start Supplied information

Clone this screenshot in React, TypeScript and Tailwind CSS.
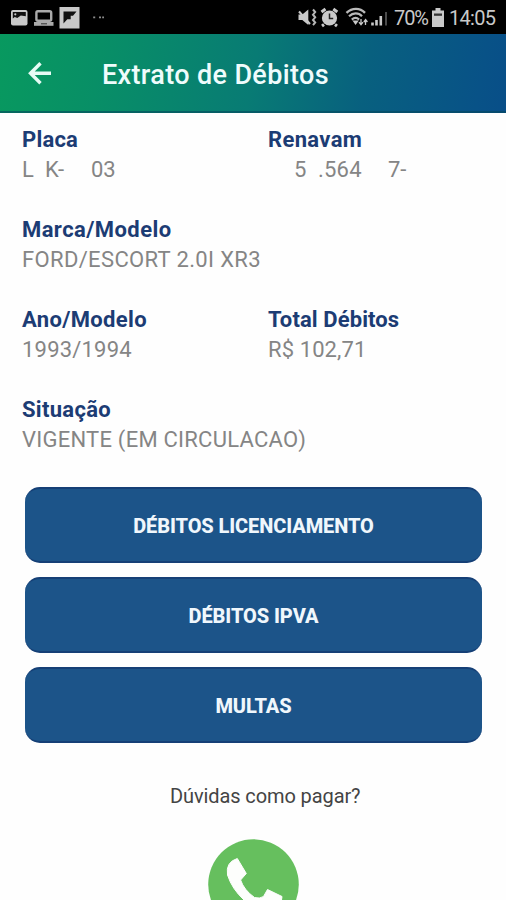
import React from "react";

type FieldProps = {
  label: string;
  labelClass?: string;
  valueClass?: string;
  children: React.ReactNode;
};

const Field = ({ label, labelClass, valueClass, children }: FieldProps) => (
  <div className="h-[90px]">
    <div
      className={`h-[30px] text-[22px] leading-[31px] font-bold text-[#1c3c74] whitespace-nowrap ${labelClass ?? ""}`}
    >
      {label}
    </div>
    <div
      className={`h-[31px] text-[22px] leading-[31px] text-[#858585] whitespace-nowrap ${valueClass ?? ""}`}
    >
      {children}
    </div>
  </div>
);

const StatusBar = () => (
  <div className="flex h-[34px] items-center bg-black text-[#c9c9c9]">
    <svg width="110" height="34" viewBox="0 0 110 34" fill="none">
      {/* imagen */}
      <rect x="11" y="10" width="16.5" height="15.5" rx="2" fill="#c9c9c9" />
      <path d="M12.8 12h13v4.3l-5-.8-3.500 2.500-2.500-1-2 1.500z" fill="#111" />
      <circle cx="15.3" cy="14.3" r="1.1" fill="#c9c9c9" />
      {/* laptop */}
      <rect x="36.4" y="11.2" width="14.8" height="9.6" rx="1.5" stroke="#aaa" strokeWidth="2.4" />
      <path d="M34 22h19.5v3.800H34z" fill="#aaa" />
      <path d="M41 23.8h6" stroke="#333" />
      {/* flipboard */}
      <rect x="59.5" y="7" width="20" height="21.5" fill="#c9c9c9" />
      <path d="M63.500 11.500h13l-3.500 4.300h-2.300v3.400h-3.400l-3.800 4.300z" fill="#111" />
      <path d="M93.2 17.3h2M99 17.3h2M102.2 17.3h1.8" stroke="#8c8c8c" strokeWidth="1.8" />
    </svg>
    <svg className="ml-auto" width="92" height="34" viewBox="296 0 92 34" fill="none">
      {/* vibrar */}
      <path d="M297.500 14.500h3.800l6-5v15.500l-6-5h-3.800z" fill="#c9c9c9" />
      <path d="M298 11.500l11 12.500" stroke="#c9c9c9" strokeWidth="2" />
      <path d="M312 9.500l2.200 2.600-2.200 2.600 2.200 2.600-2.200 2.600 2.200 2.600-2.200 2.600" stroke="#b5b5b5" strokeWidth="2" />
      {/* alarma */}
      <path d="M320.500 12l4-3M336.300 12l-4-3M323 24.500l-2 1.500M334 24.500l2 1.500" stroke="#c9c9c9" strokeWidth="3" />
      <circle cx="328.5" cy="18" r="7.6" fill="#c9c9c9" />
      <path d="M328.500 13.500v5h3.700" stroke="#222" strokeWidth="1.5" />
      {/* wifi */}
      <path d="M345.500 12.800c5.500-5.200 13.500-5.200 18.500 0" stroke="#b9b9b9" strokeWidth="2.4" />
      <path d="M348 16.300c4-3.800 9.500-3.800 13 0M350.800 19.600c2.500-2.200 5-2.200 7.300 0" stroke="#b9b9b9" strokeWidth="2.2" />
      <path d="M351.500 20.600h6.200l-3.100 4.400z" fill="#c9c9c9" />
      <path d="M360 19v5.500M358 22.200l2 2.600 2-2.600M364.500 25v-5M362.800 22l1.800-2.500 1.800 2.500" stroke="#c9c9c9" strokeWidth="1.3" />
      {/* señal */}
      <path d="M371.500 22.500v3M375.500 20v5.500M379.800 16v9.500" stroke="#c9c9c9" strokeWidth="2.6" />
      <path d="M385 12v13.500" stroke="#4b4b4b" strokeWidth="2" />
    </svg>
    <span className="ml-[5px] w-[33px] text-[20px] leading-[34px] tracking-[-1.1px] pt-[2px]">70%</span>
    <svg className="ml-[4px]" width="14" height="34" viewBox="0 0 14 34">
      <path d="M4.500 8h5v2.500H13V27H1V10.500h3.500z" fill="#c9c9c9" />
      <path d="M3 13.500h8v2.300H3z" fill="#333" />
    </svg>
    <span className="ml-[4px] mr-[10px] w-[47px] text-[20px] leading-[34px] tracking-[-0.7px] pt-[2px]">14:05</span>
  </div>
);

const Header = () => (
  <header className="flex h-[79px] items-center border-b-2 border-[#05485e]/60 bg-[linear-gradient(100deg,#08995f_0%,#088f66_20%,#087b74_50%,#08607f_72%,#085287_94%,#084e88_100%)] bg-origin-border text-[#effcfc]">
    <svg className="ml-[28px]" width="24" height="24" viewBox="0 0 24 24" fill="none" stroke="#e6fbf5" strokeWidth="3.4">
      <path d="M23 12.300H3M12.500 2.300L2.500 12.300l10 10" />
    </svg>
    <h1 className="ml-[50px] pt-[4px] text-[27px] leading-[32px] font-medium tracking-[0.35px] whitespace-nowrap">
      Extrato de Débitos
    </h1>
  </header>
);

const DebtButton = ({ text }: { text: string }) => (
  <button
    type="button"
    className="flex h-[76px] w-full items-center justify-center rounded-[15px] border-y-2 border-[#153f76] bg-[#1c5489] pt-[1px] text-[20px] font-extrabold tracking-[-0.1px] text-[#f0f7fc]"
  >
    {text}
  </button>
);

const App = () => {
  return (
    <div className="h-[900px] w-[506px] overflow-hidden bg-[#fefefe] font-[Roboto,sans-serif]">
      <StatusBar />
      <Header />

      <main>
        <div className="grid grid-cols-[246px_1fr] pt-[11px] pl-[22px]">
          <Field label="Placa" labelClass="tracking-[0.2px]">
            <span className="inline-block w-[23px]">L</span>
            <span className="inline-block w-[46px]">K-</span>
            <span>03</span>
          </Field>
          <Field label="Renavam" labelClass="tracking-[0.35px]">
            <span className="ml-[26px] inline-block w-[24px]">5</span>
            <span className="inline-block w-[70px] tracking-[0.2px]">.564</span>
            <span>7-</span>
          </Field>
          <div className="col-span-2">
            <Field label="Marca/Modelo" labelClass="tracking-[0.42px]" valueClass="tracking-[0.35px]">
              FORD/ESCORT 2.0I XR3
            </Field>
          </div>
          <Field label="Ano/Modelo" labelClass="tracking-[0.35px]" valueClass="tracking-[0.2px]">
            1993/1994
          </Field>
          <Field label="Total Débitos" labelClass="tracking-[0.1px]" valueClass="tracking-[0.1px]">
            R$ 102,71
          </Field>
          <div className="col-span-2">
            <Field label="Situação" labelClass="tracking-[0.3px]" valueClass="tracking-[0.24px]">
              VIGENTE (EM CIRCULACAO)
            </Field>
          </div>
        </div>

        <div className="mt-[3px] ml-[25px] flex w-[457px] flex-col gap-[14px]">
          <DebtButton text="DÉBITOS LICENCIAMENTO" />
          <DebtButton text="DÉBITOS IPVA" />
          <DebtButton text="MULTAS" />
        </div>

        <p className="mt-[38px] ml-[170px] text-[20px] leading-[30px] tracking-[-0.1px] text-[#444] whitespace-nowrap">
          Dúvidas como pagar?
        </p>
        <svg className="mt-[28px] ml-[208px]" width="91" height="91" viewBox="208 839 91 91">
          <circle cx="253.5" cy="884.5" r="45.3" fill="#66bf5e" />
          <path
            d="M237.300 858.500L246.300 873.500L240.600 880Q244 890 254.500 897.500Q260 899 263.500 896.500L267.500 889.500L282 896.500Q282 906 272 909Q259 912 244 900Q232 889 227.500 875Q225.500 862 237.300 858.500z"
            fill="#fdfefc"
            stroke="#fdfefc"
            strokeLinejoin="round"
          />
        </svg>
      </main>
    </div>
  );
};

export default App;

end Supplied information

Instruction
Copy all the lines of data exactly as they appear, dropping any images.

Answer to the exercise
Clone this screenshot in React, TypeScript and Tailwind CSS.
import React from "react";

type FieldProps = {
  label: string;
  labelClass?: string;
  valueClass?: string;
  children: React.ReactNode;
};

const Field = ({ label, labelClass, valueClass, children }: FieldProps) => (
  <div className="h-[90px]">
    <div
      className={`h-[30px] text-[22px] leading-[31px] font-bold text-[#1c3c74] whitespace-nowrap ${labelClass ?? ""}`}
    >
      {label}
    </div>
    <div
      className={`h-[31px] text-[22px] leading-[31px] text-[#858585] whitespace-nowrap ${valueClass ?? ""}`}
    >
      {children}
    </div>
  </div>
);

const StatusBar = () => (
  <div className="flex h-[34px] items-center bg-black text-[#c9c9c9]">
    <svg width="110" height="34" viewBox="0 0 110 34" fill="none">
      {/* imagen */}
      <rect x="11" y="10" width="16.5" height="15.5" rx="2" fill="#c9c9c9" />
      <path d="M12.8 12h13v4.3l-5-.8-3.500 2.500-2.500-1-2 1.500z" fill="#111" />
      <circle cx="15.3" cy="14.3" r="1.1" fill="#c9c9c9" />
      {/* laptop */}
      <rect x="36.4" y="11.2" width="14.8" height="9.6" rx="1.5" stroke="#aaa" strokeWidth="2.4" />
      <path d="M34 22h19.5v3.800H34z" fill="#aaa" />
      <path d="M41 23.8h6" stroke="#333" />
      {/* flipboard */}
      <rect x="59.5" y="7" width="20" height="21.5" fill="#c9c9c9" />
      <path d="M63.500 11.500h13l-3.500 4.300h-2.300v3.400h-3.400l-3.800 4.300z" fill="#111" />
      <path d="M93.2 17.3h2M99 17.3h2M102.2 17.3h1.8" stroke="#8c8c8c" strokeWidth="1.8" />
    </svg>
    <svg className="ml-auto" width="92" height="34" viewBox="296 0 92 34" fill="none">
      {/* vibrar */}
      <path d="M297.500 14.500h3.800l6-5v15.500l-6-5h-3.800z" fill="#c9c9c9" />
      <path d="M298 11.500l11 12.500" stroke="#c9c9c9" strokeWidth="2" />
      <path d="M312 9.500l2.200 2.600-2.200 2.600 2.200 2.600-2.200 2.600 2.200 2.600-2.200 2.600" stroke="#b5b5b5" strokeWidth="2" />
      {/* alarma */}
      <path d="M320.500 12l4-3M336.300 12l-4-3M323 24.500l-2 1.500M334 24.500l2 1.500" stroke="#c9c9c9" strokeWidth="3" />
      <circle cx="328.5" cy="18" r="7.6" fill="#c9c9c9" />
      <path d="M328.500 13.500v5h3.700" stroke="#222" strokeWidth="1.5" />
      {/* wifi */}
      <path d="M345.500 12.800c5.500-5.200 13.500-5.200 18.500 0" stroke="#b9b9b9" strokeWidth="2.4" />
      <path d="M348 16.300c4-3.800 9.500-3.800 13 0M350.800 19.600c2.500-2.200 5-2.200 7.300 0" stroke="#b9b9b9" strokeWidth="2.2" />
      <path d="M351.500 20.600h6.200l-3.100 4.400z" fill="#c9c9c9" />
      <path d="M360 19v5.500M358 22.200l2 2.600 2-2.600M364.500 25v-5M362.800 22l1.800-2.500 1.800 2.500" stroke="#c9c9c9" strokeWidth="1.3" />
      {/* señal */}
      <path d="M371.500 22.500v3M375.500 20v5.500M379.800 16v9.500" stroke="#c9c9c9" strokeWidth="2.6" />
      <path d="M385 12v13.500" stroke="#4b4b4b" strokeWidth="2" />
    </svg>
    <span className="ml-[5px] w-[33px] text-[20px] leading-[34px] tracking-[-1.1px] pt-[2px]">70%</span>
    <svg className="ml-[4px]" width="14" height="34" viewBox="0 0 14 34">
      <path d="M4.500 8h5v2.500H13V27H1V10.500h3.500z" fill="#c9c9c9" />
      <path d="M3 13.500h8v2.300H3z" fill="#333" />
    </svg>
    <span className="ml-[4px] mr-[10px] w-[47px] text-[20px] leading-[34px] tracking-[-0.7px] pt-[2px]">14:05</span>
  </div>
);

const Header = () => (
  <header className="flex h-[79px] items-center border-b-2 border-[#05485e]/60 bg-[linear-gradient(100deg,#08995f_0%,#088f66_20%,#087b74_50%,#08607f_72%,#085287_94%,#084e88_100%)] bg-origin-border text-[#effcfc]">
    <svg className="ml-[28px]" width="24" height="24" viewBox="0 0 24 24" fill="none" stroke="#e6fbf5" strokeWidth="3.4">
      <path d="M23 12.300H3M12.500 2.300L2.500 12.300l10 10" />
    </svg>
    <h1 className="ml-[50px] pt-[4px] text-[27px] leading-[32px] font-medium tracking-[0.35px] whitespace-nowrap">
      Extrato de Débitos
    </h1>
  </header>
);

const DebtButton = ({ text }: { text: string }) => (
  <button
    type="button"
    className="flex h-[76px] w-full items-center justify-center rounded-[15px] border-y-2 border-[#153f76] bg-[#1c5489] pt-[1px] text-[20px] font-extrabold tracking-[-0.1px] text-[#f0f7fc]"
  >
    {text}
  </button>
);

const App = () => {
  return (
    <div className="h-[900px] w-[506px] overflow-hidden bg-[#fefefe] font-[Roboto,sans-serif]">
      <StatusBar />
      <Header />

      <main>
        <div className="grid grid-cols-[246px_1fr] pt-[11px] pl-[22px]">
          <Field label="Placa" labelClass="tracking-[0.2px]">
            <span className="inline-block w-[23px]">L</span>
            <span className="inline-block w-[46px]">K-</span>
            <span>03</span>
          </Field>
          <Field label="Renavam" labelClass="tracking-[0.35px]">
            <span className="ml-[26px] inline-block w-[24px]">5</span>
            <span className="inline-block w-[70px] tracking-[0.2px]">.564</span>
            <span>7-</span>
          </Field>
          <div className="col-span-2">
            <Field label="Marca/Modelo" labelClass="tracking-[0.42px]" valueClass="tracking-[0.35px]">
              FORD/ESCORT 2.0I XR3
            </Field>
          </div>
          <Field label="Ano/Modelo" labelClass="tracking-[0.35px]" valueClass="tracking-[0.2px]">
            1993/1994
          </Field>
          <Field label="Total Débitos" labelClass="tracking-[0.1px]" valueClass="tracking-[0.1px]">
            R$ 102,71
          </Field>
          <div className="col-span-2">
            <Field label="Situação" labelClass="tracking-[0.3px]" valueClass="tracking-[0.24px]">
              VIGENTE (EM CIRCULACAO)
            </Field>
          </div>
        </div>

        <div className="mt-[3px] ml-[25px] flex w-[457px] flex-col gap-[14px]">
          <DebtButton text="DÉBITOS LICENCIAMENTO" />
          <DebtButton text="DÉBITOS IPVA" />
          <DebtButton text="MULTAS" />
        </div>

        <p className="mt-[38px] ml-[170px] text-[20px] leading-[30px] tracking-[-0.1px] text-[#444] whitespace-nowrap">
          Dúvidas como pagar?
        </p>
        <svg className="mt-[28px] ml-[208px]" width="91" height="91" viewBox="208 839 91 91">
          <circle cx="253.5" cy="884.5" r="45.3" fill="#66bf5e" />
          <path
            d="M237.300 858.500L246.300 873.500L240.600 880Q244 890 254.500 897.500Q260 899 263.500 896.500L267.500 889.500L282 896.500Q282 906 272 909Q259 912 244 900Q232 889 227.500 875Q225.500 862 237.300 858.500z"
            fill="#fdfefc"
            stroke="#fdfefc"
            strokeLinejoin="round"
          />
        </svg>
      </main>
    </div>
  );
};

export default App;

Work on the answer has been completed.